A recent publication in the American Medical Association’s JAMA Network Open, “Household Firearm Ownership and Firearm Mortality”, purports to show a relationship between a firearm being present in a household and suicide involving a firearm. To their credit, the authors note other data suggesting that firearm ownership is unrelated to violence involving a gun, and indeed firearm ownership may reduce the homicide rate.
The JAMA report has a number of limitations, of course, that undercut the authors’ conclusions. The data are from thousands of people and there is no check to make sure that the information the authors rely on is accurate. It is well known that for a variety of reasons individuals who own guns legally may be reluctant to disclose that fact, and certainly those who possess them illegally may want to keep mum. In looking at suicide rates the authors ignore other important information in predicting suicide, such as previous suicide attempts. It is well recognized that with a large number of subjects, a very small association can be found to be statistically significant although meaningless from a practical perspective.
Throughout it is implied that those who report gun ownership are speaking of the guns that are used in suicides. There’s no way to know if this is true, even apart from the great uncertainty around illegally possessed guns.
The authors are careful to not say that a high rate of households reporting guns being present causes people to use a firearm in committing suicide, but as is typically the case, those who write about what they believe to be the negative effects of gun ownership present findings in a way that leaves the reader assuming there is a causal relationship.
What is perhaps a more profound issue is revealed by considering the funders of this study and where it appears.
JAMA is a publication of the AMA. Unfortunately, this misguided organization has taken the position that our Second Amendment rights are somehow “a public health problem.” This leaves one wondering if freedom of religion, trial by jury and so on might become public health problems as well.

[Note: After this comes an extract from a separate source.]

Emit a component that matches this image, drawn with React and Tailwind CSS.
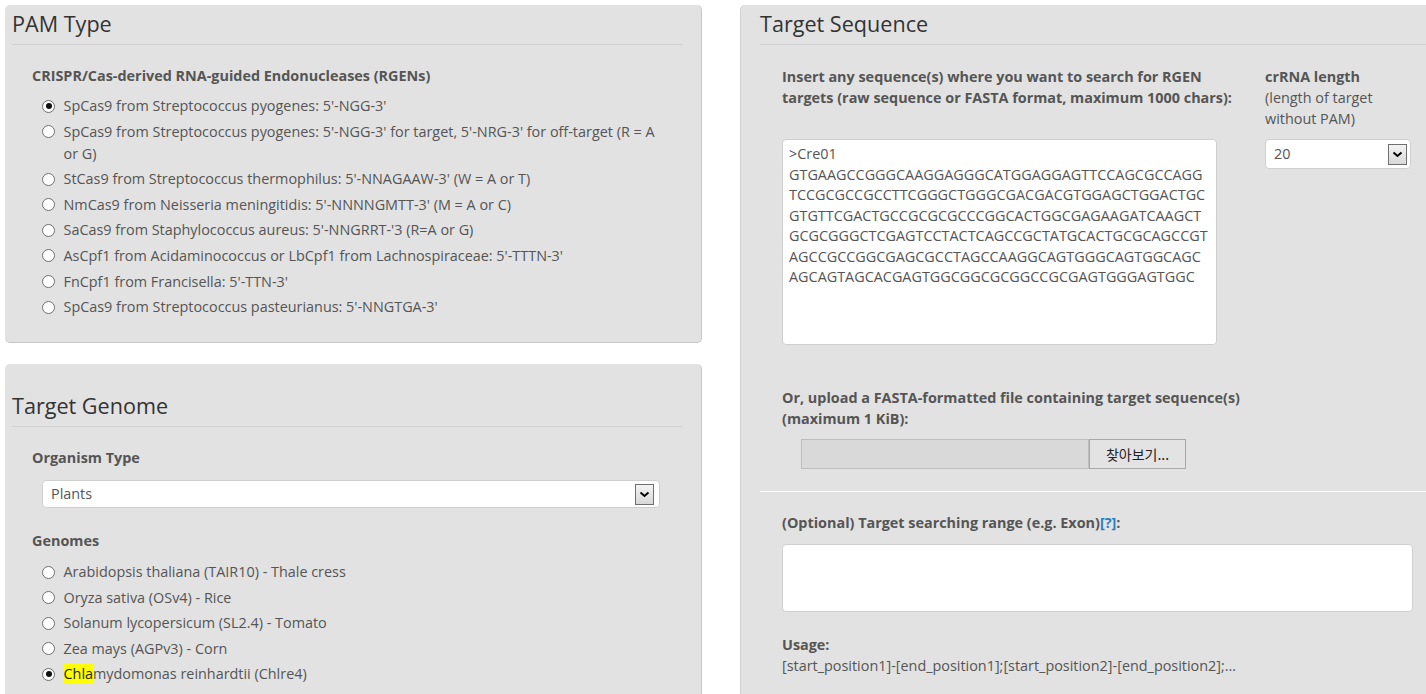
import React from "react";

const pamTypes = [
  { label: "SpCas9 from Streptococcus pyogenes: 5'-NGG-3'", checked: true },
  {
    label: "SpCas9 from Streptococcus pyogenes: 5'-NGG-3' for target, 5'-NRG-3' for off-target (R = A",
    more: "or G)",
  },
  { label: "StCas9 from Streptococcus thermophilus: 5'-NNAGAAW-3' (W = A or T)" },
  { label: "NmCas9 from Neisseria meningitidis: 5'-NNNNGMTT-3' (M = A or C)" },
  { label: "SaCas9 from Staphylococcus aureus: 5'-NNGRRT-'3 (R=A or G)" },
  { label: "AsCpf1 from Acidaminococcus or LbCpf1 from Lachnospiraceae: 5'-TTTN-3'" },
  { label: "FnCpf1 from Francisella: 5'-TTN-3'" },
  { label: "SpCas9 from Streptococcus pasteurianus: 5'-NNGTGA-3'" },
];

const genomes = [
  "Arabidopsis thaliana (TAIR10) - Thale cress",
  "Oryza sativa (OSv4) - Rice",
  "Solanum lycopersicum (SL2.4) - Tomato",
  "Zea mays (AGPv3) - Corn",
];

const sequence = [
  ">Cre01",
  "GTGAAGCCGGGCAAGGAGGGCATGGAGGAGTTCCAGCGCCAGG",
  "TCCGCGCCGCCTTCGGGCTGGGCGACGACGTGGAGCTGGACTGC",
  "GTGTTCGACTGCCGCGCGCCCGGCACTGGCGAGAAGATCAAGCT",
  "GCGCGGGCTCGAGTCCTACTCAGCCGCTATGCACTGCGCAGCCGT",
  "AGCCGCCGGCGAGCGCCTAGCCAAGGCAGTGGGCAGTGGCAGC",
  "AGCAGTAGCACGAGTGGCGGCGCGGCCGCGAGTGGGAGTGGC",
];

function Radio({ checked }) {
  return (
    <span className="mt-[4.5px] w-[13px] h-[13px] rounded-full border border-[#6f6f6f] bg-white flex items-center justify-center shrink-0">
      {checked && <span className="w-[6px] h-[6px] rounded-full bg-[#111]" />}
    </span>
  );
}

function Arrow() {
  return (
    <span className="w-[19px] h-[21px] border border-[#6f6f6f] bg-gradient-to-b from-[#f4f4f4] to-[#d8d8d8] flex items-center justify-center">
      <svg width="11" height="7" viewBox="0 0 11 7">
        <path d="M1.5 1.5 L5.5 5 L9.5 1.5" fill="none" stroke="#000" strokeWidth="2" />
      </svg>
    </span>
  );
}

function Heading({ children }) {
  return (
    <div className="text-[21.6px] leading-[26px] text-[#333] pb-[7px] border-b border-[#d2d2d2]">
      {children}
    </div>
  );
}

export default function App() {
  return (
    <div className="w-[1426px] h-[694px] overflow-hidden bg-white flex items-start pt-[5px] pl-[5px] font-['Open_Sans',sans-serif] text-[14.4px] text-[#555]">
      {/* left column */}
      <div className="w-[697px] flex flex-col shrink-0">
        <div className="h-[338px] bg-[#e2e2e2] rounded-[5px] border-r border-b border-[#c8c8c8] pl-[7px] pr-[19px] pt-[6px]">
          <Heading>PAM Type</Heading>
          <div className="pl-[20px] pt-[21px]">
            <div className="font-bold leading-[20px]">CRISPR/Cas-derived RNA-guided Endonucleases (RGENs)</div>
            <div className="pl-[10px] pt-[9px] flex flex-col gap-[3.6px]">
              {pamTypes.map((p) => (
                <div key={p.label} className="flex gap-[8.5px] leading-[22px]">
                  <Radio checked={p.checked} />
                  <div className="whitespace-nowrap">
                    {p.label}
                    {p.more && (
                      <>
                        <br />
                        {p.more}
                      </>
                    )}
                  </div>
                </div>
              ))}
            </div>
          </div>
        </div>

        <div className="mt-[21px] h-[360px] bg-[#e2e2e2] rounded-[5px] border-r border-[#c8c8c8] pl-[7px] pr-[19px] pt-[29px]">
          <Heading>Target Genome</Heading>
          <div className="pl-[20px] pt-[21px]">
            <div className="font-bold leading-[20px]">Organism Type</div>
            <div className="ml-[10px] mt-[12px] w-[618px] h-[28px] bg-white border border-[#cfcfcf] rounded-[4px] flex items-center justify-between pl-[8px] pr-[5px]">
              <span>Plants</span>
              <Arrow />
            </div>
            <div className="font-bold leading-[20px] mt-[23px]">Genomes</div>
            <div className="pl-[10px] pt-[10px] flex flex-col gap-[3.6px]">
              {genomes.map((g) => (
                <div key={g} className="flex gap-[8.5px] leading-[22px]">
                  <Radio />
                  <div className="whitespace-nowrap">{g}</div>
                </div>
              ))}
              <div className="flex gap-[8.5px] leading-[22px]">
                <Radio checked />
                <div className="whitespace-nowrap">
                  <span className="bg-[#ffff00] text-[#222]">Chla</span>mydomonas reinhardtii (Chlre4)
                </div>
              </div>
            </div>
          </div>
        </div>
      </div>

      {/* right column */}
      <div className="ml-[38px] flex-1 h-[720px] bg-[#e2e2e2] rounded-tl-[5px] border-l border-[#d0d0d0] pl-[19px] pt-[6px]">
        <Heading>Target Sequence</Heading>
        <div className="pl-[22px] pt-[21px]">
          <div className="flex">
            <div className="w-[463px]">
              <div className="font-bold leading-[21px] whitespace-nowrap">
                Insert any sequence(s) where you want to search for RGEN
                <br />
                targets (raw sequence or FASTA format, maximum 1000 chars):
              </div>
              <div className="mt-[31px] w-[435px] h-[206px] bg-white border border-[#cfcfcf] rounded-[4px] pl-[6px] pt-[4px] leading-[20.5px] whitespace-pre text-[#555]">
                {sequence.join("\n")}
              </div>
            </div>
            <div className="ml-[20px] w-[146px]">
              <div className="leading-[21px]">
                <span className="font-bold">crRNA length</span>
                <br />
                (length of target
                <br />
                without PAM)
              </div>
              <div className="mt-[10px] h-[30px] bg-white border border-[#cfcfcf] rounded-[4px] flex items-center justify-between pl-[8px] pr-[3px]">
                <span>20</span>
                <Arrow />
              </div>
            </div>
          </div>

          <div className="mt-[42px] font-bold leading-[21px] whitespace-nowrap">
            Or, upload a FASTA-formatted file containing target sequence(s)
            <br />
            (maximum 1 KiB):
          </div>
          <div className="mt-[10px] ml-[19px] flex h-[30px] w-[385px]">
            <div className="w-[288px] bg-[#d9d9d9] border border-[#bdbdbd]" />
            <div className="flex-1 bg-[#e3e3e3] border border-[#a9a9a9] flex items-center justify-center text-[#222] font-['Noto_Sans_CJK_KR',sans-serif] text-[14px]">
              찾아보기...
            </div>
          </div>
        </div>

        <div className="mt-[22px] border-t border-white" />

        <div className="pl-[22px] pt-[21px]">
          <div className="font-bold leading-[20px]">
            (Optional) Target searching range (e.g. Exon)<span className="text-[#2a7fc1]">[?]</span>:
          </div>
          <div className="mt-[11px] w-[631px] h-[68px] bg-white border border-[#cfcfcf] rounded-[4px]" />
          <div className="mt-[22px] font-bold leading-[21px]">Usage:</div>
          <div className="leading-[21px]">[start_position1]-[end_position1];[start_position2]-[end_position2];...</div>
        </div>
      </div>
    </div>
  );
}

It is hard not to see the connection between this distorted view and publishing material that seeks to show that firearm ownership is bad.
The study the authors report on is funded by the Robert Wood Johnson Foundation. Its president is quite clear as to his contempt for the Second Amendment. Here is a recent sample of his emotionally determined thinking:
“Gun violence is a uniquely American plague. In a nation with more guns than people, we experience this violence every hour of every day. The more than 45,000 gun-related deaths in the U.S. in 2020—the vast majority of which were suicides and murders—is the highest number on record . . . As a Foundation focused on health, we know that achieving a Culture of Health where children can thrive and live up to their full potential is impossible without addressing the scourge of gun deaths that affects too many communities.“
What conclusion should we draw? In these hostile waters, we should always mount a watch.
.
—Thomas E. Gift, MD is a child and adolescent psychiatrist practicing in Rochester, New York, an associate clinical professor of psychiatry at the University of Rochester Medical School, and a Distinguished Fellow of the American Psychiatric Association.